Le coût de cette mission s'élève à 957 674,20 euros pour 5 mois de prestation, soit un coût de 2 736,21 euros par jour de consultant (McKinsey ayant mobilisé 350 jours-hommes).
La mission se déroule en deux phases :
- une phase de définition du programme de transformation en décembre 2019 et janvier 2020 . McKinsey est alors chargé de préparer et d'animer les réunions de réflexion du comité exécutif de la CNAV (Comex), de proposer une feuille de route pour la transformation de la Caisse ainsi qu'une gouvernance « cible ».

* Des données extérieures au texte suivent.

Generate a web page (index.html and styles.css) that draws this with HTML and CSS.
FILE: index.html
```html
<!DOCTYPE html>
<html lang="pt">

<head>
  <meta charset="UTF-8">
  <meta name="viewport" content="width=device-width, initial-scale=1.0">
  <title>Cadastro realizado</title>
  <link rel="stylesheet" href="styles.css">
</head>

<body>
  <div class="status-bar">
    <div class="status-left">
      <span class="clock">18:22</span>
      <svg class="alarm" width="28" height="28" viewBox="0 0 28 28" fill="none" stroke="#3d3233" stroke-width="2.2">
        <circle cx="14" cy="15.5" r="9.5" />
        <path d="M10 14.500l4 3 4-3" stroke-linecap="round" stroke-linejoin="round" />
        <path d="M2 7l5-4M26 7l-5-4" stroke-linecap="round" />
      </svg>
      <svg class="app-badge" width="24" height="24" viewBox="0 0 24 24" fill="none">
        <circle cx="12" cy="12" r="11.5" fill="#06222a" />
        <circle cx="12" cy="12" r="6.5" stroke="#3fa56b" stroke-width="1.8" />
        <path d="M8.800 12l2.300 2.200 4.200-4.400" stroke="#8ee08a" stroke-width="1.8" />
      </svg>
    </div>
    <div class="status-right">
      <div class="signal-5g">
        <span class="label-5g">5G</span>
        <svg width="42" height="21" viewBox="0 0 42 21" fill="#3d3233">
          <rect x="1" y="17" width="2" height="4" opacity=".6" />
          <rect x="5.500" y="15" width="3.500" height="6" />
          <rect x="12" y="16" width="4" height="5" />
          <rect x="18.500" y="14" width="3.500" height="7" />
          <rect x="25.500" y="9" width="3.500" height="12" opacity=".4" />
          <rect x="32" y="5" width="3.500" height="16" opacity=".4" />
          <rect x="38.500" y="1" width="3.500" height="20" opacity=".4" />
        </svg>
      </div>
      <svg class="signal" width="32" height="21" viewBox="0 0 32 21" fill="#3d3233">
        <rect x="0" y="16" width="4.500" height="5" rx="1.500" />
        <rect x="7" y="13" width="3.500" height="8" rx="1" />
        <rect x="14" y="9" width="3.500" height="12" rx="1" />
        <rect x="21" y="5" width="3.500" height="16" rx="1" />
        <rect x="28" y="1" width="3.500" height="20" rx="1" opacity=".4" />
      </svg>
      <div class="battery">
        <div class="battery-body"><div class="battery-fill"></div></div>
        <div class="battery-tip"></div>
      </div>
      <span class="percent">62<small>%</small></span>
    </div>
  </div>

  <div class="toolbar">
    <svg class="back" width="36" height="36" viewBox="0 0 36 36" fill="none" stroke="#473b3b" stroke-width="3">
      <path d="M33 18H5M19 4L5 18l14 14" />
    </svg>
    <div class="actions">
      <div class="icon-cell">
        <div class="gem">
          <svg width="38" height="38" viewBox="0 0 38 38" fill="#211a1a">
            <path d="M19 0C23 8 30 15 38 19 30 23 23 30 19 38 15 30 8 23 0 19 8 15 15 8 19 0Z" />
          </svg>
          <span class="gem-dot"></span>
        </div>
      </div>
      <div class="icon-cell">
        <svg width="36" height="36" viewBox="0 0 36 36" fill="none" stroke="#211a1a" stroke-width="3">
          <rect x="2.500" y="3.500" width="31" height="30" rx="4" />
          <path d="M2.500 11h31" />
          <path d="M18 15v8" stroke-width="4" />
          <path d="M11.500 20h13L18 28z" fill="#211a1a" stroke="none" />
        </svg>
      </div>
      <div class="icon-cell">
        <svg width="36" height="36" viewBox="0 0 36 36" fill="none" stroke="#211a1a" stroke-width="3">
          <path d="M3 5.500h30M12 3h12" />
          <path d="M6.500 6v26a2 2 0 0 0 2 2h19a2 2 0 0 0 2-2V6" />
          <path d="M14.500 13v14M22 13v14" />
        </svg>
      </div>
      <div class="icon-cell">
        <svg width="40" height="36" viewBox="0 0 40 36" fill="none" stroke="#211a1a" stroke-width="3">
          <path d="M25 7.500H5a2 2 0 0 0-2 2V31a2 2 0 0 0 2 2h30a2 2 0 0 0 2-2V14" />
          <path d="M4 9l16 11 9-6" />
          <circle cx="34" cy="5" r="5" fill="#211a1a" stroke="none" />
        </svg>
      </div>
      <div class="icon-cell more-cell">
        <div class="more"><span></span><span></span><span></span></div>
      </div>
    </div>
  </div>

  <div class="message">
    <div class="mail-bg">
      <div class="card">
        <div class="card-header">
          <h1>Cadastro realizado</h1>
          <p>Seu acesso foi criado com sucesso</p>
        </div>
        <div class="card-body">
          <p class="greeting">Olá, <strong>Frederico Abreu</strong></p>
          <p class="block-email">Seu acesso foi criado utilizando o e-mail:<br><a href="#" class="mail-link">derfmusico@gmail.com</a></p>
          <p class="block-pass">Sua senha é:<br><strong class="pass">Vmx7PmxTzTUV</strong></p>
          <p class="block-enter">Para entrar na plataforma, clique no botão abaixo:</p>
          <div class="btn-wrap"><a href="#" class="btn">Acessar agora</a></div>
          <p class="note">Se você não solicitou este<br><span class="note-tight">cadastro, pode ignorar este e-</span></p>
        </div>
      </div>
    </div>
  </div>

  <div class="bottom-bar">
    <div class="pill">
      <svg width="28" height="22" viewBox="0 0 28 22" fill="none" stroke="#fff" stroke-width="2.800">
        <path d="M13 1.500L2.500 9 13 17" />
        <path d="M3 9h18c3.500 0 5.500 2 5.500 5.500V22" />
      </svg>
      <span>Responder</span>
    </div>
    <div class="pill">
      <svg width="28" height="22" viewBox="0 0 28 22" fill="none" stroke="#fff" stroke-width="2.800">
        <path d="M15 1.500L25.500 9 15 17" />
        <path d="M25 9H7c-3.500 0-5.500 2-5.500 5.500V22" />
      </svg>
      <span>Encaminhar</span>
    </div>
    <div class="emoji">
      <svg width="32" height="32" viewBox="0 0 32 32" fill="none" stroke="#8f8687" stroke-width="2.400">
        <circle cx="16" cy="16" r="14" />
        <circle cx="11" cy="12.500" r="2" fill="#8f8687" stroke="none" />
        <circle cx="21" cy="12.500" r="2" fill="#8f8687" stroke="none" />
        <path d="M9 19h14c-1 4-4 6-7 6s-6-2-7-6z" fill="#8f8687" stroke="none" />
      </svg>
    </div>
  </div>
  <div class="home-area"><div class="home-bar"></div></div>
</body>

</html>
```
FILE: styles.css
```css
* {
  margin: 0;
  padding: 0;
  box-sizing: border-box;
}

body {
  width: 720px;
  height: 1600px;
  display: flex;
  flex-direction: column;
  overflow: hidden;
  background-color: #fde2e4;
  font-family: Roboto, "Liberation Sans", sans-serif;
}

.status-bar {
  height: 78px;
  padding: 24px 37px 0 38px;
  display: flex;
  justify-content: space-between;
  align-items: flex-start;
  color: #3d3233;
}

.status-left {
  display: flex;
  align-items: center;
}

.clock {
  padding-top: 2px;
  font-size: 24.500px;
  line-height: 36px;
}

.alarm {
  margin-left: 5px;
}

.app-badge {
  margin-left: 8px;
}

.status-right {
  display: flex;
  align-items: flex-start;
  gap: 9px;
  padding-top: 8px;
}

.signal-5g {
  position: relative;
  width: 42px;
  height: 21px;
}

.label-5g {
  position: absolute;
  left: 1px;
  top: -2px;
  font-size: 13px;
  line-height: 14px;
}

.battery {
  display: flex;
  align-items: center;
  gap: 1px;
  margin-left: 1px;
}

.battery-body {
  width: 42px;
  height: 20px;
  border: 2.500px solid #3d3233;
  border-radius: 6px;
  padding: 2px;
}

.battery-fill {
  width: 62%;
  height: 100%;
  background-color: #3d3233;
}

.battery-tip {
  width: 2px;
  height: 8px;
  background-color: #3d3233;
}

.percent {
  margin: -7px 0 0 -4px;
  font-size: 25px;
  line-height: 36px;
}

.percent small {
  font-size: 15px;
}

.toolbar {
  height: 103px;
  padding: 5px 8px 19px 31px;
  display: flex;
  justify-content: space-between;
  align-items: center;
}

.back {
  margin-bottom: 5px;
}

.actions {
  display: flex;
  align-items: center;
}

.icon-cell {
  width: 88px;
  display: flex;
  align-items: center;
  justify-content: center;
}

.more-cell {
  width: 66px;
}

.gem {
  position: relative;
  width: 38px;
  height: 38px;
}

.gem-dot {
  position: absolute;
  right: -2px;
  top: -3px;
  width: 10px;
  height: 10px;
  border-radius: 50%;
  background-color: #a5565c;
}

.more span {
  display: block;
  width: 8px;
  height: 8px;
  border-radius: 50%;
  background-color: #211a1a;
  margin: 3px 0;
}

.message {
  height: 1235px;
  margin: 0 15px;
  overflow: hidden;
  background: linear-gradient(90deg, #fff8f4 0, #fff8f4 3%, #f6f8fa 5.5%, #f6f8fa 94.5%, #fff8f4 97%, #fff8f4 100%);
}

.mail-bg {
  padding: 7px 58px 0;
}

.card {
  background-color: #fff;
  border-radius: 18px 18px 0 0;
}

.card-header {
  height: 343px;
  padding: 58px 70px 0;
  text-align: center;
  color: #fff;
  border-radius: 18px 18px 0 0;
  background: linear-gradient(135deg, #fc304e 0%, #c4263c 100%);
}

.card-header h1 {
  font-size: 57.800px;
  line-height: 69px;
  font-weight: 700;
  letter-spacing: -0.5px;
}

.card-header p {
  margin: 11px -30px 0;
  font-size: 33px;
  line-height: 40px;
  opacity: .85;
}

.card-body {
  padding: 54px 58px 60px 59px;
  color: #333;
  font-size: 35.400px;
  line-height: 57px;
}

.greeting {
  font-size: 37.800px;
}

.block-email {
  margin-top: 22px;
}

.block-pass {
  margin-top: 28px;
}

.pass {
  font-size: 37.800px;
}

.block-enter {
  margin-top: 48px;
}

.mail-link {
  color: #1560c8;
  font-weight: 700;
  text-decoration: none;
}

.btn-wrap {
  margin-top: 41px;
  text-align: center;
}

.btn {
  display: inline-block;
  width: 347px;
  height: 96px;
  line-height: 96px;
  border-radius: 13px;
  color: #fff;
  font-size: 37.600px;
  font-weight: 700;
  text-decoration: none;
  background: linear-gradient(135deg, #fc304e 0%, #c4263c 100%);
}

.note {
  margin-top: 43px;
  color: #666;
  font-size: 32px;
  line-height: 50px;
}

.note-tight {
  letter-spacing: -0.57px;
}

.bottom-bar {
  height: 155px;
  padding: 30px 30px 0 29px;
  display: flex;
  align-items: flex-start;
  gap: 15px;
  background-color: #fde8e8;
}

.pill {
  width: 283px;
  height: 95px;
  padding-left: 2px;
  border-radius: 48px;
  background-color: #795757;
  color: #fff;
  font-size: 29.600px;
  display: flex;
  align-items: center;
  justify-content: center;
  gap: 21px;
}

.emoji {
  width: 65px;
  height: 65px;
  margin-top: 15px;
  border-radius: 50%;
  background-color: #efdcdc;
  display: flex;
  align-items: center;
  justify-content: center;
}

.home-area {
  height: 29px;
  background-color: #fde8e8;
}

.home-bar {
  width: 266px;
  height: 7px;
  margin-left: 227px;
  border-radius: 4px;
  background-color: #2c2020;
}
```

À titre liminaire, les consultants de McKinsey doivent s'adonner à la « lecture des préconisations de M.Delevoye, sur la réforme des retraites » et en déduire « des implications sur chaque programme » de la CNAV 218 ( * ) ;
- une phase d'impulsion du programme de transformation, autour de 31 chantiers (« information des assurés », « évolution de l'offre de services », « évolution des applications » informatiques de la CNAV, etc .). Trois consultants de McKinsey sont dépêchés à la CNAV pour mener les concertations avec les responsables de chaque chantier (cadres de la Caisse).
Les livrables de McKinsey correspondent à des fichiers Powerpoint pour préparer les réunions hebdomadaires et à un guide d'une cinquantaine de pages pour les responsables de chantier, intitulé « Se préparer aux évolutions possibles de la branche retraite ». Ils sont présentés sous le logo de l'assurance retraite, non du cabinet .

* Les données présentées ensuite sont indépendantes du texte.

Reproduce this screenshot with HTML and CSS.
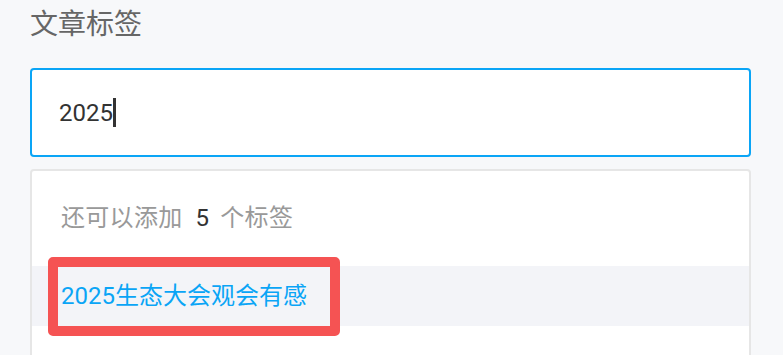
FILE: index.html
```html
<!DOCTYPE html>
<html lang="zh">
<head>
<meta charset="utf-8">
<link rel="stylesheet" href="styles.css">
</head>
<body>
<div class="field">
  <div class="label">文章标签</div>
  <div class="input"><span class="value">2025</span><span class="caret"></span></div>
  <div class="dropdown">
    <div class="hint">还可以添加<span class="count">5</span>个标签</div>
    <div class="option">
      <span class="option-text">2025生态大会观会有感</span>
      <div class="highlight"></div>
    </div>
    <div class="option-empty"></div>
  </div>
</div>
</body>
</html>
```
FILE: styles.css
```css
html, body {
  margin: 0;
  padding: 0;
  background: #f7f8fa;
  overflow: hidden;
}
body {
  font-family: Roboto, "Noto Sans CJK SC", sans-serif;
}
.field {
  width: 721px;
  margin-left: 30px;
  display: flex;
  flex-direction: column;
}
.label {
  font-size: 28px;
  line-height: 50px;
  color: #666666;
}
.input {
  margin-top: 18px;
  box-sizing: border-box;
  height: 89px;
  border: 2px solid #0aa5f6;
  border-radius: 4px;
  background: #ffffff;
  display: flex;
  align-items: center;
  padding-left: 27px;
}
.value {
  font-size: 24px;
  color: #333333;
  line-height: 30px;
}
.caret {
  display: inline-block;
  width: 3px;
  height: 29px;
  background: #333333;
}
.dropdown {
  margin-top: 12px;
  border: 2px solid #e6e6e6;
  border-radius: 4px;
  background: #ffffff;
  padding-top: 30px;
  display: flex;
  flex-direction: column;
}
.hint {
  font-size: 24px;
  line-height: 34px;
  color: #999999;
  padding-left: 29px;
  letter-spacing: 0.3px;
}
.count {
  color: #333333;
  margin: 0 11px 0 13px;
}
.option {
  position: relative;
  margin-top: 31px;
  height: 60px;
  background: #f3f4f8;
  display: flex;
  align-items: center;
  padding-left: 29px;
}
.option-text {
  font-size: 24px;
  color: #0aa5f6;
  line-height: 30px;
}
.highlight {
  position: absolute;
  left: 16px;
  top: -9px;
  width: 292px;
  height: 79px;
  box-sizing: border-box;
  border: 10px solid #f55353;
  border-radius: 5px;
}
.option-empty {
  height: 60px;
}
```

Outre la présentation du programme de transformation, le guide de McKinsey émet des recommandations d'ordre général aux responsables de chantier : identifier « les contributions pertinentes », allouer « les tâches correspondantes », identifier « les besoins en ressources (humaines et matérielles) », résoudre « les points de blocage qui ne méritent pas d'escalade » ou encore communiquer « les avancées sur le chantier ».
Pour la direction de la CNAV, « la prestation fournie a répondu aux attentes [...] et a permis d'initier, dans un calendrier réduit, un programme de transformation extrêmement ambitieux ».

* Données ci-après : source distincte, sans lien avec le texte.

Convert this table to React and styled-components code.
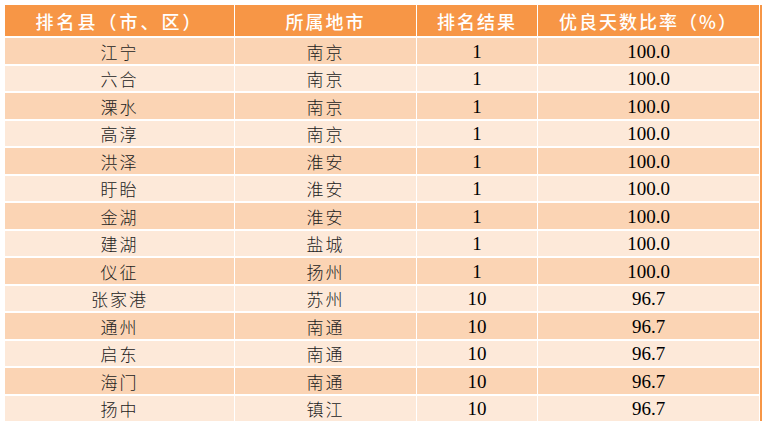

Néanmoins, deux événements ont eu un impact direct sur les suites données à la prestation :
- la crise sanitaire , qui a conduit la CNAV à adapter ses méthodes de travail ;
- l'abandon de la réforme des retraites .
La CNAV indique que, « dans ces conditions, certains des éléments du programme de transformation ont été arrêtés (notamment ceux liés à la mise en place programmée de la CNRU), d'autres ralentis et réajustés (en particulier, le rapprochement avec l'Agirc-Arcco) ».
En pratique, la prestation de McKinsey a donc eu peu, voire pas, de suites tangibles , même si la CNAV assure qu'elle « a permis de construire une vision cible et un programme regroupant de nouveaux projets, ce qui a favorisé la mobilisation des acteurs métiers et systèmes d'information et permis une avancée notable de différents chantiers ».
Au début de l'année 2021, la CNAV a d'ailleurs lancé une nouvelle réflexion sur sa transformation (programme « Retraite 2025 »), en recourant cette fois-ci à des compétences internes et non à des cabinets de conseil .
* 212 Sources : fiches d'évaluation transmises par la DITP.
* 213 Pour plus de précisions, voir l'étude de cas consacrée à cette mission sur l'avenir du métier d'enseignant.
* 214 Mission du BCG en 2020 sur le service public de l'accueil téléphonique, notée 4/5, pour un montant de 109 350 euros.
* 215 Mission de Capgemini en 2020, sur le cockpit de la rénovation énergétique, notée 3,5/5, pour un montant de 229 440 euros.
* 216 La fiche d'évaluation de la prestation du sous-traitant d'INOP'S indique ainsi : « Certains livrables ont dû être travaillés par la DITP (niveau d'approfondissement, qualité rédactionnelle). »
* 217 Contribution écrite de la CNAV transmise à la commission d'enquête.
* 218 Devis de McKinsey, en date du 8 novembre 2019.